On the top level, there are the following (non-code) files:
.gitignore
: For Python development.LICENSE
: The software is MIT-licensed, so feel free to use the code.README.md
: You are here 🙃requirements.txt
: To set up an environment with all necessary dependencies; see below for details.
The folder src
contains the code in multiple sub-directories:
cffs_package
: Code for SMT expressions (to formulate constraints), solving and optimization. Organized as the standalone Python packagecffs
(i.e., can be used without the remaining code). See the corresponding README for more information.materials_science
: Code for our case study with manually defined constraints in materials science.synthetic_constraints
: Code for our study with synthetically generated constraints on arbitrary datasets.utilities
: Code for the experimental pipelines, like data I/O, computing feature qualities, and predicting.
Before running scripts to reproduce the experiments, you need to set up an environment with all necessary dependencies. Our code is implemented in Python (version 3.7).
If you use conda
, you can install the correct Python version into a new conda
environment
and activate the environment as follows:
conda create --name <conda-env-name> python=3.7
conda activate <conda-env-name>
We used virtualenv
(version 20.4.0) to create an environment for our experiments.
First, make sure you have the right Python version available.
Next, you can install virtualenv
with
python -m pip install virtualenv==20.4.0
To set up an environment with virtualenv
, run
python -m virtualenv -p <path/to/right/python/executable> <path/to/env/destination>
Activate the environment in Linux with
source <path/to/env/destination>/bin/activate
Activate the environment in Windows (note the back-slashes) with
<path\to\env\destination>\Scripts\activate
After activating the environment, you can use python
and pip
as usual.
To install all necessary dependencies for this repo, simply run
python -m pip install -r requirements.txt
If you make changes to the environment and you want to persist them, run
python -m pip freeze > requirements.txt
To leave the environment, run
deactivate
After setting up and activating an environment, you are ready to run the code. You can reproduce the results of both studies with the same three steps, i.e., by running three scripts each:
- Prepare datasets:
Run the script
prepare_openml_datasets.py
orprepare_ms_dataset.py
to prepare input data for the experimental pipeline. (If you use the experimental data linked above, you can skip this step for the materials-science dataset.) These scripts apply some pre-processing and then save feature data (X
) and prediction target (y
) as CSVs for each dataset.
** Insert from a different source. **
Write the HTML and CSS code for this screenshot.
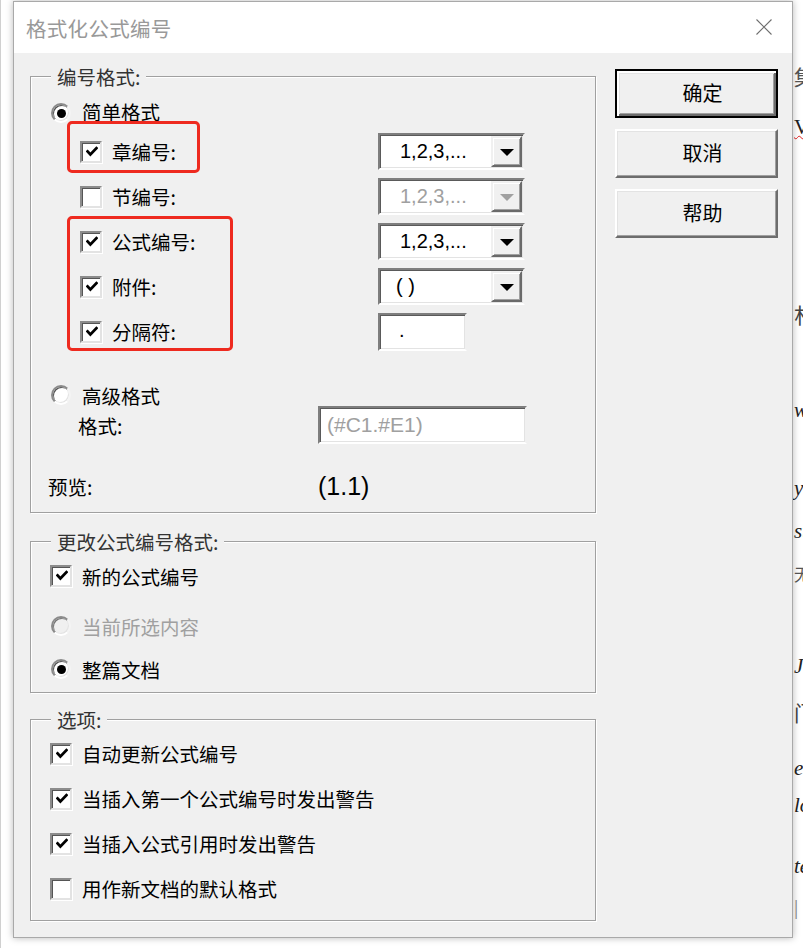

You can specify the output directory. We recommenddata/openml/
anddata/ms/
as output directories, so the following pipeline scripts work without specifying a directory. For the materials-science pre-processing, you need to provide the raw voxel datasetvoxel_data.csv
as an input. For the OpenML pre-processing, you need an internet connection, as the datasets are downloaded first.prepare_demo_dataset.py
is a lightweight alternative to test the pipeline for synthetic constraints, as it just prepares one dataset, which is already part ofsklearn
. - Run experimental pipeline:
Run the script
syn_pipeline.py
orms_pipeline.py
to execute the experimental pipeline. These scripts save the results as one or more CSV file(s). A merged results file is available asresults.csv
. You can specify various options, e.g., output directory, number of cores, number of repetitions, etc. We recommend using the default output directoriesdata/openml-results/
anddata/ms-results/
, so the following evaluation scripts work without specifying a directory. - Run evaluation:
Run the scripts
syn_evaluation_journal.py
andms_evaluation_journal.py
to create the paper's plots or run the scriptssyn_evaluation_dissertation.py
andms_evaluation_dissertation.py
to create the dissertation's plots. These scripts save the plots as PDFs. You can specify the input and output directory.
Execute all scripts from the src
directory of this repo like this:
python -m synthetic_constraints.prepare_demo_dataset <options>
-m <module.import.syntax>
makes sure imports of sub-packages work.
Note that you need to leave out the file ending .py
in that call.
Passing --help
as an option gives you an overview of each script's further options.